Accessibility and diversity statements have always had a place on my syllabus, but I confess they have often been on the backburner once grading and paper comments started rolling in from my students’ first assignment each quarter, taking up my time and thoughts. Until Spring 2020. Not only did remote learning promise to present new difficulties and barriers for students’ learning, but I had to come to terms like I never had before with just how impossible it is for me, one person, to anticipate all those barriers. The world was too chaotic and unstable, and what was uppermost in all our minds one week would change drastically the next, as would our individual experiences as humans with diverse minds and bodies. I was also faced with the increased difficulty of making genuine human connections with my students through a screen, something I will never be fully comfortable with. Accessibility and diversity statements on a syllabus can only go so far to address either of these problems, but they were a start.
I changed both statements so they began with expressing my intent behind them:
- “It is my intent that students from all diverse backgrounds and perspectives be well-served by this course, that students’ learning needs be addressed both in and out of class, and that the diversity that students bring to this class be viewed as a resource, strength and benefit.”
- “It is important to me that this course be accessible to all students.”
I also attempted to make it as clear as possible that I was offering not only legally mandated accommodations, but any reasonable accommodations, and that I invited ongoing conversations about improving the effectiveness of my course.
This year was also the year that I found myself endlessly thinking about my own diversity and accessibility policies. While in the past they were present in my mind at the beginning of each quarter, now I discussed and compared them with colleagues throughout the year. I brought them up in class whenever it seemed relevant. I checked in with individual students more frequently than usual by email and in office hours. Recalling my own past as an anxious undergrad afraid to ask for the things I needed, I actively sought out ways to make it clearer that I actually meant what I said in my own policies and that anyone was welcome and encouraged to take advantage of them.
Over the past 18 months, I’m not the only one who has seen more students displaying more symptoms of stress and anxiety than ever before. I found myself recommending our university’s support services more often than ever. In my syllabus each quarter, I wanted students to know up front that mental and emotional health is the priority, so I shifted my syllabus again and spelled it out for them more explicitly: “If something that comes up in class causes you mental distress, please do whatever you need to do to be comfortable—feel free to take a break and come back, or to leave class totally.” This was the first year in which my students actually took advantage of that policy. More students withdrew from my class. More students took a leave of absence for a quarter or more. More students requested extensions on their assignments. More students took an incomplete or came close to it. I don’t consider any of this a failure; quite the reverse. It means the flexibility and humanity I was trying to offer them through these shifts in language and access statements was reaching them and was being taken seriously.

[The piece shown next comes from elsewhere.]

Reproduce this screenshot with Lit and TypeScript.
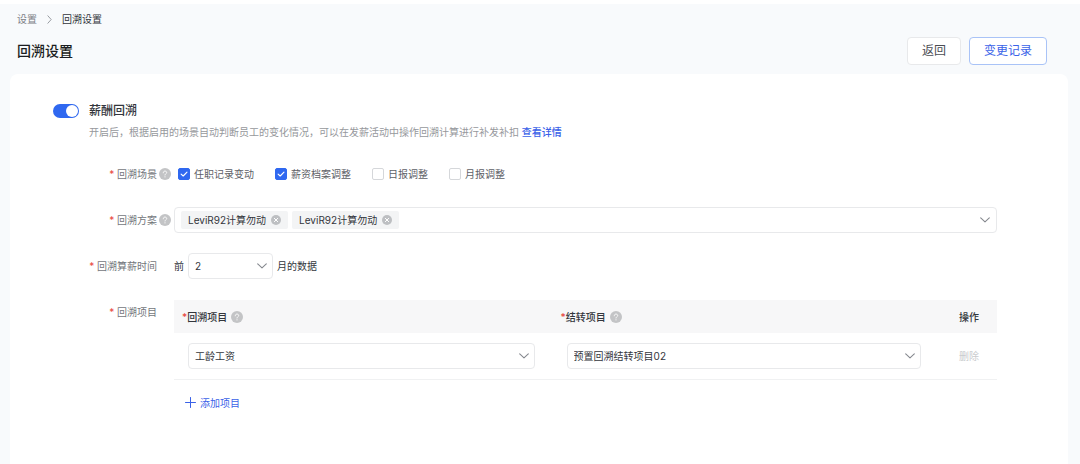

“More students took an incomplete or came close to it. I don’t consider any of this a failure; quite the reverse. It means the flexibility and humanity I was trying to offer them through these shifts in language and access statements was reaching them and was being taken seriously.“
Additions to syllabus:
It is my intent that students from all diverse backgrounds and perspectives be well-served by this course, that students’ learning needs be addressed both in and out of class, and that the diversity that students bring to this class be viewed as a resource, strength and benefit. It is my intent to present materials and activities that are respectful of diversity: gender, sexuality, disability, age, socioeconomic status, ethnicity, race, and culture. Your suggestions are encouraged and appreciated. Please let me know ways to improve the effectiveness of the course for you personally or for other students or student groups. In addition, if any of our class meetings conflict with your religious events, please let me know so that we can make arrangements for you. If something that comes up in class causes you mental distress, please do whatever you need to do to be comfortable—feel free to take a break and come back, or to leave class totally. If you choose to leave class, please send me an email so that we can check in.
It is important to me that this course be accessible to all students. If you require any accommodations for this course, please provide me with a copy of your Accommodation Determination Letter (provided to you by the Student Disability Services office). If you have a documented disability (or think you may have a disability) and, as a result, need an accommodation to participate in class, complete course requirements, or benefit from the University’s programs or services, you are encouraged to contact Student Disability Services as soon as possible. Please contact the office at [contact info redacted]. The presence of an accommodation will have no effect on your grade.
It is especially important to me to make reasonable accommodations for anyone who needs them. Any information you choose to share with me is completely voluntary. It will be used to help me make this quarter go as smoothly as possible. I want to help you all participate fully in the course as much as I can.
If you have any other concerns about your ability to participate fully in the class or to meet the requirements, please discuss them with me as soon as possible.
Elizabeth Fiedler, PhD, Writing Specialist. University of Chicago.
Instructor of undergraduate academic writing seminars in the Humanities Core. She has been teaching writing for 11 years and also has a background in language acquisition pedagogy and a doctorate in Romance literature.